A new tool will help identify which genes are expressed by patients with different versions of a rare blood cancer, it has been announced.

Scientists led by Dr Vladimir Yu Kiselev at the Wellcome Trust Sanger Institute, Hinxton, UK, developed the analysis tool based on single cell RNA sequencing. This approach can show different cell types via the proteins made by individual cells.

The team used an open source computer tool called Single Cell Consensus Clustering to analyse single-cell RNA-sequence data from two patients diagnosed with myeloproliferative neoplasm blood cancers.

They explained in Nature Methods on Monday (27 March) that single-cell RNA sequencing 'enables the quantitative characterisation of cell types based on global transcriptome profiles'. They found that it is user-friendly and achieves high accuracy by bringing together several clustering solutions.

They write: 'We demonstrate that Single Cell Consensus Clustering is capable of identifying subclones from the transcriptomes of neoplastic cells collected from patients.'

The tool has been made freely available for all researchers to use.

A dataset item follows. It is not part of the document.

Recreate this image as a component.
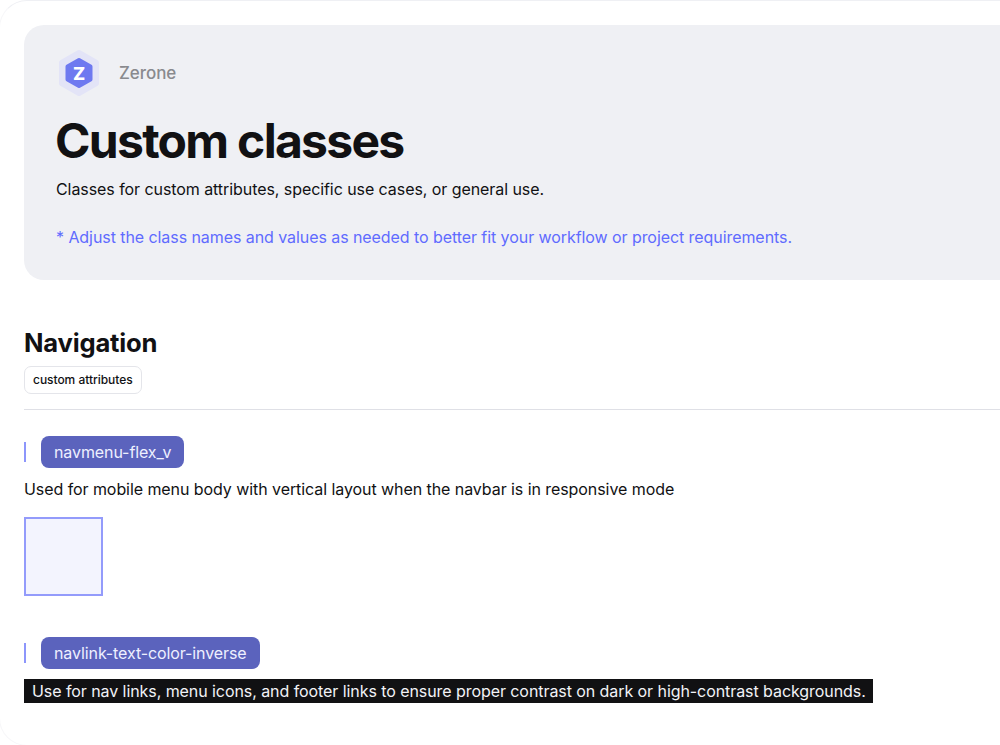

Dr Kiselev said: 'We created the new Single Cell Consensus Clustering tool to analyse complex single-cell RNA-sequence data, and showed that it is more robust and accurate than existing methods at grouping cells. The tool contains added features that help interpret the biological function of the cells in that group, such as lists of marker genes for each group. We expect this will be used by many researchers around the world.'

Co-author Professor Tony Green added: 'The tool was able to use patterns of gene expression to distinguish, within an individual cancer, subclones that carried different mutations. This approach will help us define the cellular heterogeneity within each cancer, an important step towards improving cancer treatment'.